[start]
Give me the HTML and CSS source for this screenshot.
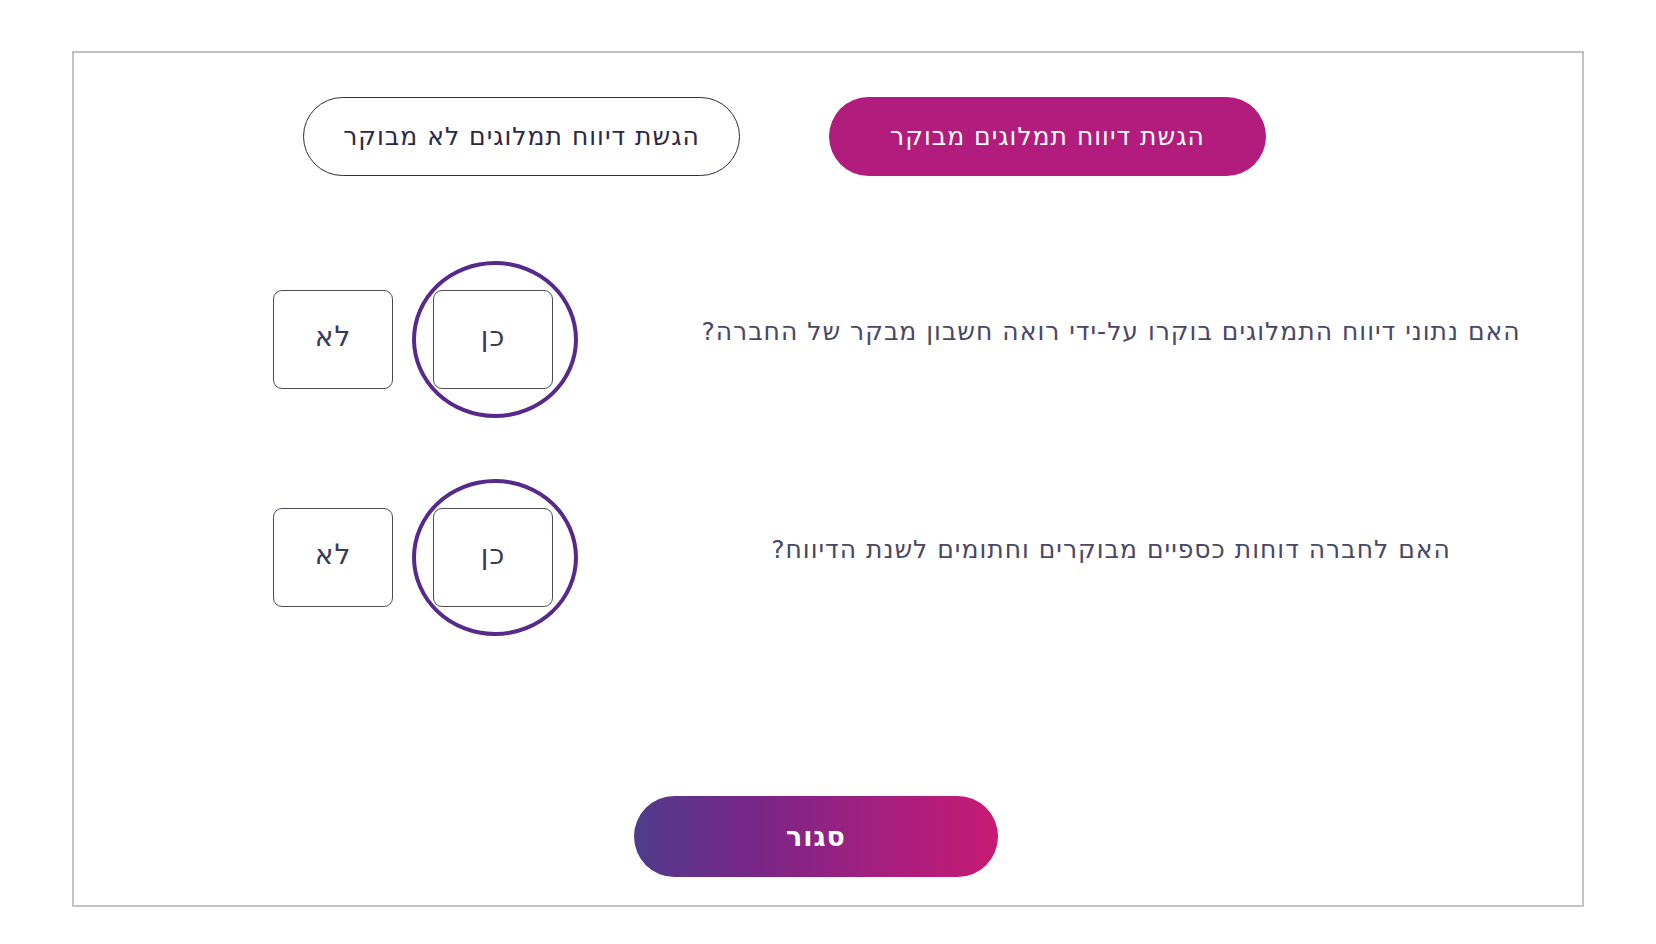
FILE: index.html
```html
<!DOCTYPE html>
<html lang="he" dir="rtl">
<head>
    <meta charset="UTF-8">
    <meta name="viewport" content="width=device-width, initial-scale=1.0">
    <title>דיווח תמלוגים</title>
    <link rel="stylesheet" href="styles.css">
</head>

<body>

    <section class="frame">
        <div class="tabs">
            <button class="tab tab-active">הגשת דיווח תמלוגים מבוקר</button>
            <button class="tab">הגשת דיווח תמלוגים לא מבוקר</button>
        </div>

        <div class="row row-first">
            <p class="question">האם נתוני דיווח התמלוגים בוקרו על-ידי רואה חשבון מבקר של החברה?</p>
            <div class="answers">
                <button class="answer answer-picked">כן<span class="ring"></span></button>
                <button class="answer">לא</button>
            </div>
        </div>

        <div class="row row-second">
            <p class="question">האם לחברה דוחות כספיים מבוקרים וחתומים לשנת הדיווח?</p>
            <div class="answers">
                <button class="answer answer-picked">כן<span class="ring"></span></button>
                <button class="answer">לא</button>
            </div>
        </div>

        <div class="footer">
            <button class="btn-close">סגור</button>
        </div>
    </section>

</body>

</html>
```

FILE: styles.css
```css
body {
    margin: 0;
    background-color: #ffffff;
    font-family: "DejaVu Sans", "Liberation Sans", sans-serif;
}

button {
    font-family: inherit;
    cursor: pointer;
}

.frame {
    margin: 51px auto 0 72px;
    width: 1512px;
    height: 856px;
    box-sizing: border-box;
    border: 2px solid #c2c2c2;
}

/* top switch buttons */
.tabs {
    display: flex;
    gap: 89px;
    margin-top: 44px;
    padding-right: 316px;
}

.tab {
    width: 437px;
    height: 79px;
    border-radius: 40px;
    border: 1.5px solid #2e2b4c;
    background-color: #ffffff;
    color: #2b2947;
    font-size: 25px;
    letter-spacing: 1px;
}

.tab-active {
    border: none;
    background-color: #b21c7c;
    color: #ffffff;
}

/* question rows */
.row {
    display: flex;
    align-items: center;
}

.row-first {
    margin-top: 114px;
}

.row-second {
    margin-top: 119px;
}

.question {
    width: 942px;
    margin: 0 0 16px 0;
    text-align: center;
    font-size: 25px;
    letter-spacing: 1px;
    color: #4a4766;
}

.answers {
    display: flex;
    gap: 40px;
    margin-right: 87px;
}

.answer {
    position: relative;
    width: 120px;
    height: 99px;
    border: 1.5px solid #4d4d57;
    border-radius: 9px;
    background-color: #ffffff;
    color: #3b3957;
    font-size: 28px;
    letter-spacing: 1px;
    padding: 0 0 6px 0;
}

.ring {
    position: absolute;
    left: -22px;
    top: -30px;
    width: 166px;
    height: 157px;
    box-sizing: border-box;
    border: 4px solid #57298c;
    border-radius: 50%;
}

/* close */
.footer {
    display: flex;
    margin-top: 189px;
    padding-right: 584px;
}

.btn-close {
    width: 364px;
    height: 81px;
    border: none;
    border-radius: 41px;
    background: linear-gradient(90deg, #4f3c8b 0%, #742788 30%, #a11f80 65%, #c81a73 100%);
    color: #ffffff;
    font-size: 27px;
    font-weight: 700;
    letter-spacing: 1px;
}
```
[end]
Reproduce the material above in full and without alteration, but skip all pictures.

- **Answer for the task**:
Give me the HTML and CSS source for this screenshot.
FILE: index.html
```html
<!DOCTYPE html>
<html lang="he" dir="rtl">
<head>
    <meta charset="UTF-8">
    <meta name="viewport" content="width=device-width, initial-scale=1.0">
    <title>דיווח תמלוגים</title>
    <link rel="stylesheet" href="styles.css">
</head>

<body>

    <section class="frame">
        <div class="tabs">
            <button class="tab tab-active">הגשת דיווח תמלוגים מבוקר</button>
            <button class="tab">הגשת דיווח תמלוגים לא מבוקר</button>
        </div>

        <div class="row row-first">
            <p class="question">האם נתוני דיווח התמלוגים בוקרו על-ידי רואה חשבון מבקר של החברה?</p>
            <div class="answers">
                <button class="answer answer-picked">כן<span class="ring"></span></button>
                <button class="answer">לא</button>
            </div>
        </div>

        <div class="row row-second">
            <p class="question">האם לחברה דוחות כספיים מבוקרים וחתומים לשנת הדיווח?</p>
            <div class="answers">
                <button class="answer answer-picked">כן<span class="ring"></span></button>
                <button class="answer">לא</button>
            </div>
        </div>

        <div class="footer">
            <button class="btn-close">סגור</button>
        </div>
    </section>

</body>

</html>
```

FILE: styles.css
```css
body {
    margin: 0;
    background-color: #ffffff;
    font-family: "DejaVu Sans", "Liberation Sans", sans-serif;
}

button {
    font-family: inherit;
    cursor: pointer;
}

.frame {
    margin: 51px auto 0 72px;
    width: 1512px;
    height: 856px;
    box-sizing: border-box;
    border: 2px solid #c2c2c2;
}

/* top switch buttons */
.tabs {
    display: flex;
    gap: 89px;
    margin-top: 44px;
    padding-right: 316px;
}

.tab {
    width: 437px;
    height: 79px;
    border-radius: 40px;
    border: 1.5px solid #2e2b4c;
    background-color: #ffffff;
    color: #2b2947;
    font-size: 25px;
    letter-spacing: 1px;
}

.tab-active {
    border: none;
    background-color: #b21c7c;
    color: #ffffff;
}

/* question rows */
.row {
    display: flex;
    align-items: center;
}

.row-first {
    margin-top: 114px;
}

.row-second {
    margin-top: 119px;
}

.question {
    width: 942px;
    margin: 0 0 16px 0;
    text-align: center;
    font-size: 25px;
    letter-spacing: 1px;
    color: #4a4766;
}

.answers {
    display: flex;
    gap: 40px;
    margin-right: 87px;
}

.answer {
    position: relative;
    width: 120px;
    height: 99px;
    border: 1.5px solid #4d4d57;
    border-radius: 9px;
    background-color: #ffffff;
    color: #3b3957;
    font-size: 28px;
    letter-spacing: 1px;
    padding: 0 0 6px 0;
}

.ring {
    position: absolute;
    left: -22px;
    top: -30px;
    width: 166px;
    height: 157px;
    box-sizing: border-box;
    border: 4px solid #57298c;
    border-radius: 50%;
}

/* close */
.footer {
    display: flex;
    margin-top: 189px;
    padding-right: 584px;
}

.btn-close {
    width: 364px;
    height: 81px;
    border: none;
    border-radius: 41px;
    background: linear-gradient(90deg, #4f3c8b 0%, #742788 30%, #a11f80 65%, #c81a73 100%);
    color: #ffffff;
    font-size: 27px;
    font-weight: 700;
    letter-spacing: 1px;
}
```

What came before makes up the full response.